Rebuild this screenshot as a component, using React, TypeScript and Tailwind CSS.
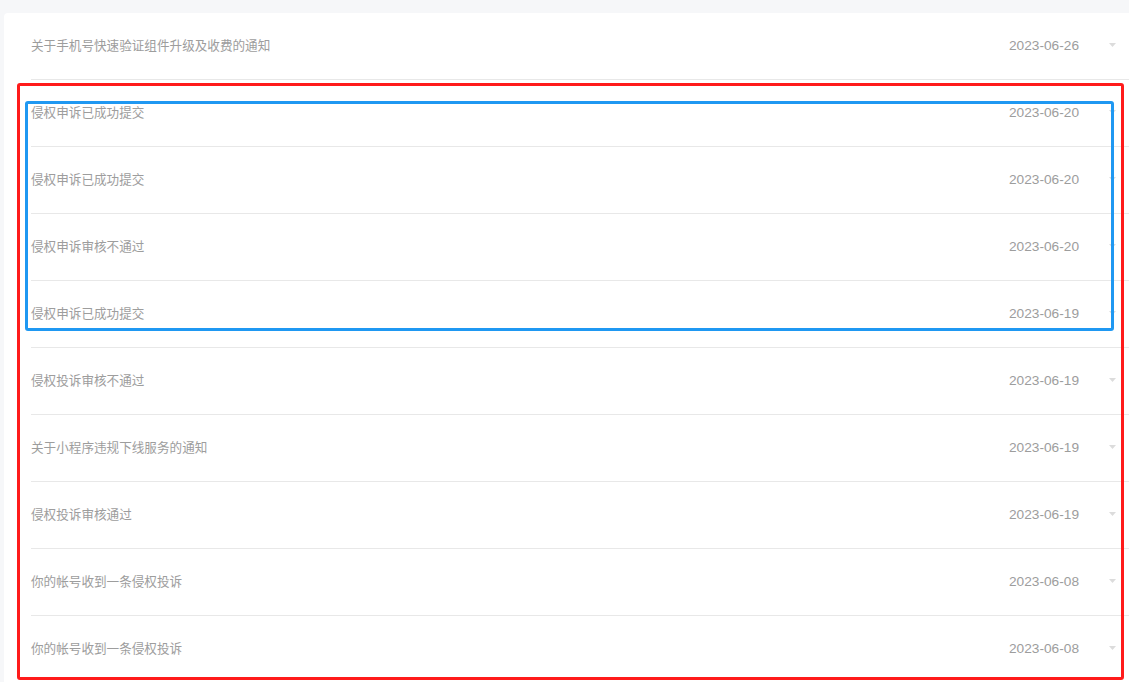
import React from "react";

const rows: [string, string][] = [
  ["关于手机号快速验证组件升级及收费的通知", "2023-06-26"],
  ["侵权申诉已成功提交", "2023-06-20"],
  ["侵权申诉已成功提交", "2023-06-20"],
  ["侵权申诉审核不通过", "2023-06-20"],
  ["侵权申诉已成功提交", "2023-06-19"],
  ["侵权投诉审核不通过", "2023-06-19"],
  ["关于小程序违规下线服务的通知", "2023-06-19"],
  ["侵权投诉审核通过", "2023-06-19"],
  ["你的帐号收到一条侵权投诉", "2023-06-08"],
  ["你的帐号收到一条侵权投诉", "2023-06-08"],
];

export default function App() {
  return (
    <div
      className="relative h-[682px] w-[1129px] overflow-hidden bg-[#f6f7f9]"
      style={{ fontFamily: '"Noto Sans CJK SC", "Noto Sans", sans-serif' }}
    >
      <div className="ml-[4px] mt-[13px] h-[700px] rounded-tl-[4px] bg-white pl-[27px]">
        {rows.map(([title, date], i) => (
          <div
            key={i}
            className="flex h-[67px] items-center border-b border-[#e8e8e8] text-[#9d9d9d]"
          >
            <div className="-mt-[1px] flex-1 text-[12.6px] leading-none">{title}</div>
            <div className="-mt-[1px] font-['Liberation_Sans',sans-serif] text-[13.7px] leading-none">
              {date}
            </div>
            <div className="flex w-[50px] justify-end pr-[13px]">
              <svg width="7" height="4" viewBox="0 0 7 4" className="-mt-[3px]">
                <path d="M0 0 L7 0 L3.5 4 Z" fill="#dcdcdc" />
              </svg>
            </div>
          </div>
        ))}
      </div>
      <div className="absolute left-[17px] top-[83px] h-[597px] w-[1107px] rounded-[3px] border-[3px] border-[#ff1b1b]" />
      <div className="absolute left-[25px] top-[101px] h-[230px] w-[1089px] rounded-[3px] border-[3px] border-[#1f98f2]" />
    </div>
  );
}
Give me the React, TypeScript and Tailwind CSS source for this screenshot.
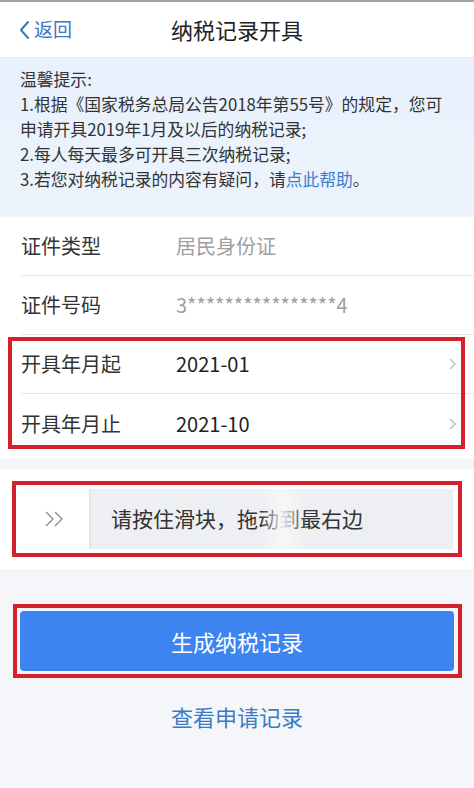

^^^^

Requirements :: Using the data above, print every line exactly, omitting pictures.

Solved exercise ::
Rebuild this screenshot as a component, using React, TypeScript and Tailwind CSS.
import React from "react";

const rows: [string, string][] = [
  ["关于手机号快速验证组件升级及收费的通知", "2023-06-26"],
  ["侵权申诉已成功提交", "2023-06-20"],
  ["侵权申诉已成功提交", "2023-06-20"],
  ["侵权申诉审核不通过", "2023-06-20"],
  ["侵权申诉已成功提交", "2023-06-19"],
  ["侵权投诉审核不通过", "2023-06-19"],
  ["关于小程序违规下线服务的通知", "2023-06-19"],
  ["侵权投诉审核通过", "2023-06-19"],
  ["你的帐号收到一条侵权投诉", "2023-06-08"],
  ["你的帐号收到一条侵权投诉", "2023-06-08"],
];

export default function App() {
  return (
    <div
      className="relative h-[682px] w-[1129px] overflow-hidden bg-[#f6f7f9]"
      style={{ fontFamily: '"Noto Sans CJK SC", "Noto Sans", sans-serif' }}
    >
      <div className="ml-[4px] mt-[13px] h-[700px] rounded-tl-[4px] bg-white pl-[27px]">
        {rows.map(([title, date], i) => (
          <div
            key={i}
            className="flex h-[67px] items-center border-b border-[#e8e8e8] text-[#9d9d9d]"
          >
            <div className="-mt-[1px] flex-1 text-[12.6px] leading-none">{title}</div>
            <div className="-mt-[1px] font-['Liberation_Sans',sans-serif] text-[13.7px] leading-none">
              {date}
            </div>
            <div className="flex w-[50px] justify-end pr-[13px]">
              <svg width="7" height="4" viewBox="0 0 7 4" className="-mt-[3px]">
                <path d="M0 0 L7 0 L3.5 4 Z" fill="#dcdcdc" />
              </svg>
            </div>
          </div>
        ))}
      </div>
      <div className="absolute left-[17px] top-[83px] h-[597px] w-[1107px] rounded-[3px] border-[3px] border-[#ff1b1b]" />
      <div className="absolute left-[25px] top-[101px] h-[230px] w-[1089px] rounded-[3px] border-[3px] border-[#1f98f2]" />
    </div>
  );
}
Give me the React, TypeScript and Tailwind CSS source for this screenshot.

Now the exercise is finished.